> _Short exercise_: Select the lines that contain "React" and copy each of them.

> _Collected data_:
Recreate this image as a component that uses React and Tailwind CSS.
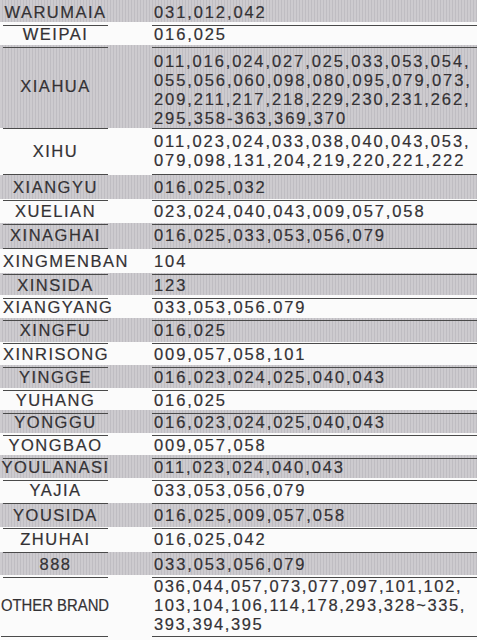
import React from 'react';

const rows = [
  { name: 'WARUMAIA', codes: ['031,012,042'], grey: true, h: 'h-[22px]' },
  { name: 'WEIPAI', codes: ['016,025'], h: 'h-[23px]' },
  {
    name: 'XIAHUA',
    codes: [
      '011,016,024,027,025,033,053,054,',
      '055,056,060,098,080,095,079,073,',
      '209,211,217,218,229,230,231,262,',
      '295,358-363,369,370',
    ],
    grey: true,
    h: 'h-[83px]',
    pad: 'pt-[7px]',
  },
  {
    name: 'XIHU',
    codes: ['011,023,024,033,038,040,043,053,', '079,098,131,204,219,220,221,222'],
    h: 'h-[47px]',
  },
  { name: 'XIANGYU', codes: ['016,025,032'], grey: true, h: 'h-[24px]' },
  { name: 'XUELIAN', codes: ['023,024,040,043,009,057,058'], h: 'h-[24px]' },
  { name: 'XINAGHAI', codes: ['016,025,033,053,056,079'], grey: true, h: 'h-[26px]' },
  { name: 'XINGMENBAN', codes: ['104'], h: 'h-[24px]', left: true },
  { name: 'XINSIDA', codes: ['123'], grey: true, h: 'h-[22px]' },
  { name: 'XIANGYANG', codes: ['033,053,056.079'], h: 'h-[23px]', left: true },
  { name: 'XINGFU', codes: ['016,025'], grey: true, h: 'h-[24px]' },
  { name: 'XINRISONG', codes: ['009,057,058,101'], h: 'h-[23px]', left: true },
  { name: 'YINGGE', codes: ['016,023,024,025,040,043'], grey: true, h: 'h-[23px]' },
  { name: 'YUHANG', codes: ['016,025'], h: 'h-[22px]' },
  { name: 'YONGGU', codes: ['016,023,024,025,040,043'], grey: true, h: 'h-[23px]' },
  { name: 'YONGBAO', codes: ['009,057,058'], h: 'h-[22px]' },
  { name: 'YOULANASI', codes: ['011,023,024,040,043'], grey: true, h: 'h-[23px]' },
  { name: 'YAJIA', codes: ['033,053,056,079'], h: 'h-[25px]' },
  { name: 'YOUSIDA', codes: ['016,025,009,057,058'], grey: true, h: 'h-[24px]' },
  { name: 'ZHUHAI', codes: ['016,025,042'], h: 'h-[25px]' },
  { name: '888', codes: ['033,053,056,079'], grey: true, h: 'h-[23px]' },
  {
    name: 'OTHER BRAND',
    codes: [
      '036,044,057,073,077,097,101,102,',
      '103,104,106,114,178,293,328~335,',
      '393,394,395',
    ],
    h: 'h-[62px]',
    left: true,
    small: true,
  },
];

const grey =
  'bg-[#c7c5c9] bg-[image:repeating-linear-gradient(90deg,#cdcbcf_0px,#cdcbcf_2px,#bfbdc2_2px,#bfbdc2_3px)]';

const Row = ({ row }) => (
  <div className={`grid grid-cols-[3px_105px_44px_1fr] ${row.h} ${row.grey ? grey : ''}`}>
    <div />
    {/* Brand */}
    <div
      className={`flex items-center whitespace-nowrap border-b-[1.5px] border-[#4a4a4a] text-[16.5px] ${
        row.left ? 'justify-start' : 'justify-center'
      } ${row.small ? '-ml-[2px] tracking-normal' : 'tracking-[1.5px]'}`}
    >
      <span className={row.small ? 'inline-block origin-left scale-x-[0.9]' : ''}>{row.name}</span>
    </div>
    <div />
    {/* Codes */}
    <div
      className={`flex flex-col justify-center pl-[2px] border-b-[1.5px] border-[#4a4a4a] text-[16.5px] leading-[19px] whitespace-nowrap ${
        row.small ? 'tracking-[1.6px]' : 'tracking-[1.9px]'
      } ${row.pad || ''}`}
    >
      {row.codes.map((c) => (
        <div key={c}>{c}</div>
      ))}
    </div>
  </div>
);

export default function App() {
  return (
    <div className="w-[477px] h-[640px] overflow-hidden bg-[#fbfbfb] text-[#333134] [-webkit-text-stroke:0.2px_#333134] font-['Liberation_Sans',Arial,sans-serif]">
      {rows.map((r) => (
        <Row key={r.name} row={r} />
      ))}
    </div>
  );
}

> _Worked answer_:
Recreate this image as a component that uses React and Tailwind CSS.
import React from 'react';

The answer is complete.